SET PROBLEM: Going through the material below, please gather all lines with the word "components" in them.
— START SUPPLIED MATERIAL —
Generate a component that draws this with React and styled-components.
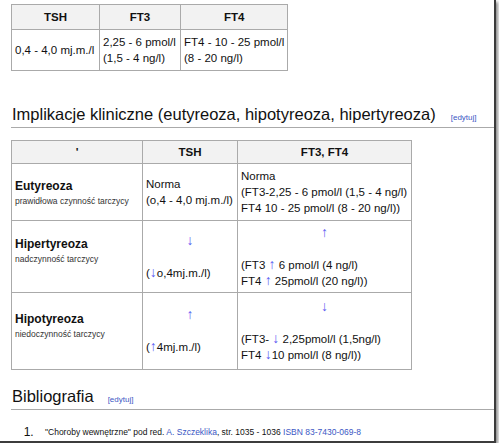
— END SUPPLIED MATERIAL —
— START SUPPLIED MATERIAL —
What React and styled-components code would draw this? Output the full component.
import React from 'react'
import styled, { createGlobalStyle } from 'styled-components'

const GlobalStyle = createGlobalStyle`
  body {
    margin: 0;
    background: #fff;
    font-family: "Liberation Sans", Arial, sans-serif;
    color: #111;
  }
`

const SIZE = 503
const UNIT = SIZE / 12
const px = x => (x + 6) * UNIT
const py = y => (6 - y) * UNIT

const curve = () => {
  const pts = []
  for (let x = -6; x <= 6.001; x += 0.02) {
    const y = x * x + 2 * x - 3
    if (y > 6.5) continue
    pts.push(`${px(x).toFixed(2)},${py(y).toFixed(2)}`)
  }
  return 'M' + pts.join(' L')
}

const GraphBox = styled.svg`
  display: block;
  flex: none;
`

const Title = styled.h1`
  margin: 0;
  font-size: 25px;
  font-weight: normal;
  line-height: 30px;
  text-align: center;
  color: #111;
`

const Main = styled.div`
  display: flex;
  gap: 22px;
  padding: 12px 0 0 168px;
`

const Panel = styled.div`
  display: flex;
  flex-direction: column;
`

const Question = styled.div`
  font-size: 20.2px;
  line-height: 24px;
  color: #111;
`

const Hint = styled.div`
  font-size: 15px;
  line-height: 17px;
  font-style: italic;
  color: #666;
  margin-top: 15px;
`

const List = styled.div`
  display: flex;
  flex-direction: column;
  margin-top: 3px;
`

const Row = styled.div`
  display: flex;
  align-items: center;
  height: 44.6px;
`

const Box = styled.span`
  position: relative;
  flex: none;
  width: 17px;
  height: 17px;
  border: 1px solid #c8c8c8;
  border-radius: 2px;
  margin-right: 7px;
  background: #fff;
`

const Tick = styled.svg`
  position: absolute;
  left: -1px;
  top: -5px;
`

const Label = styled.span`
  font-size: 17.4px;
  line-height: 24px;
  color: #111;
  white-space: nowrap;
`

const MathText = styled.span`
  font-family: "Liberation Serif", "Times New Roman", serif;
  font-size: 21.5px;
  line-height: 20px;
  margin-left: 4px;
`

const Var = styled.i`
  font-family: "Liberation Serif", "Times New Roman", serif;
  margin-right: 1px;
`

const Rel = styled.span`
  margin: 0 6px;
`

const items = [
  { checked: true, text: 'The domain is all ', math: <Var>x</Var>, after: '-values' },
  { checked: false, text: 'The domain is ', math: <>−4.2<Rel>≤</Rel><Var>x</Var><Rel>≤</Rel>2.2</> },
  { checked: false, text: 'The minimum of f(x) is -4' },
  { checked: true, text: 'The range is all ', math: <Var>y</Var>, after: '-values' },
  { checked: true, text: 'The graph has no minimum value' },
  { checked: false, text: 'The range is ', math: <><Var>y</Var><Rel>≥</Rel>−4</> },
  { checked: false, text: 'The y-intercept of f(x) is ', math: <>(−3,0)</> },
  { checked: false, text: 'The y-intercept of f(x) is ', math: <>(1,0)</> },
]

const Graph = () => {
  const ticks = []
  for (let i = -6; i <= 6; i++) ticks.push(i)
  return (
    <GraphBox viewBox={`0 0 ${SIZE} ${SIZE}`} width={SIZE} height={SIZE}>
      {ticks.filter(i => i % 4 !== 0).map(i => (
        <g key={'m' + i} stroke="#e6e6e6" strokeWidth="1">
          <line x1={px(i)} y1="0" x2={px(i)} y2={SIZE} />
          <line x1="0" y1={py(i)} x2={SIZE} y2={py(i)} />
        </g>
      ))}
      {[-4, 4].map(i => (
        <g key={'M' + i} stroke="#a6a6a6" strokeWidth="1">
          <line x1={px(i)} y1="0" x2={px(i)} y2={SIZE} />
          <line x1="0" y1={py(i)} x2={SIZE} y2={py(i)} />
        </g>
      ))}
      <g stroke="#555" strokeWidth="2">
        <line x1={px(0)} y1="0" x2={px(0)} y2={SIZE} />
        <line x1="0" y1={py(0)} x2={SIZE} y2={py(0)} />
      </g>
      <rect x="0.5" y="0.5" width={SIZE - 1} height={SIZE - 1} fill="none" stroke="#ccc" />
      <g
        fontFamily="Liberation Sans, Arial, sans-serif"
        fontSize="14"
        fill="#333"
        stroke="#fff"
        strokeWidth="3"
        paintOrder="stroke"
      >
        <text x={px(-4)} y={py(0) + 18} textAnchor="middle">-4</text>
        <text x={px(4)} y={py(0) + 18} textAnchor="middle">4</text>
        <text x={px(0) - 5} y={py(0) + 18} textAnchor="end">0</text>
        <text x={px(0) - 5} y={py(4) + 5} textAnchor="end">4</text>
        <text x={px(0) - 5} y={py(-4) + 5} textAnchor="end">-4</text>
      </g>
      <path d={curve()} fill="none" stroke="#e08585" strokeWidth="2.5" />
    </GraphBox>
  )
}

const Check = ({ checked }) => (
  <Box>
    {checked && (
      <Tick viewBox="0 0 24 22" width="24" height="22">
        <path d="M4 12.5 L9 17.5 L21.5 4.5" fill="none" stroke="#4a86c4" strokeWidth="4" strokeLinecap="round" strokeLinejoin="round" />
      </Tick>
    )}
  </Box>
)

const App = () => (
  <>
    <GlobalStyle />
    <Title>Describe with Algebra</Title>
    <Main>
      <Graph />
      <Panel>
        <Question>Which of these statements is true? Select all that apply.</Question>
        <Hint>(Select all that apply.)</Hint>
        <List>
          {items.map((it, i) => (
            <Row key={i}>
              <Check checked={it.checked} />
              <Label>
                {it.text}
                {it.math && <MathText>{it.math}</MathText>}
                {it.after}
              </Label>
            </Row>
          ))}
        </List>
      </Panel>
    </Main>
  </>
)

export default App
— END SUPPLIED MATERIAL —
FULL RESPONSE:
Generate a component that draws this with React and styled-components.
What React and styled-components code would draw this? Output the full component.
import styled, { createGlobalStyle } from 'styled-components'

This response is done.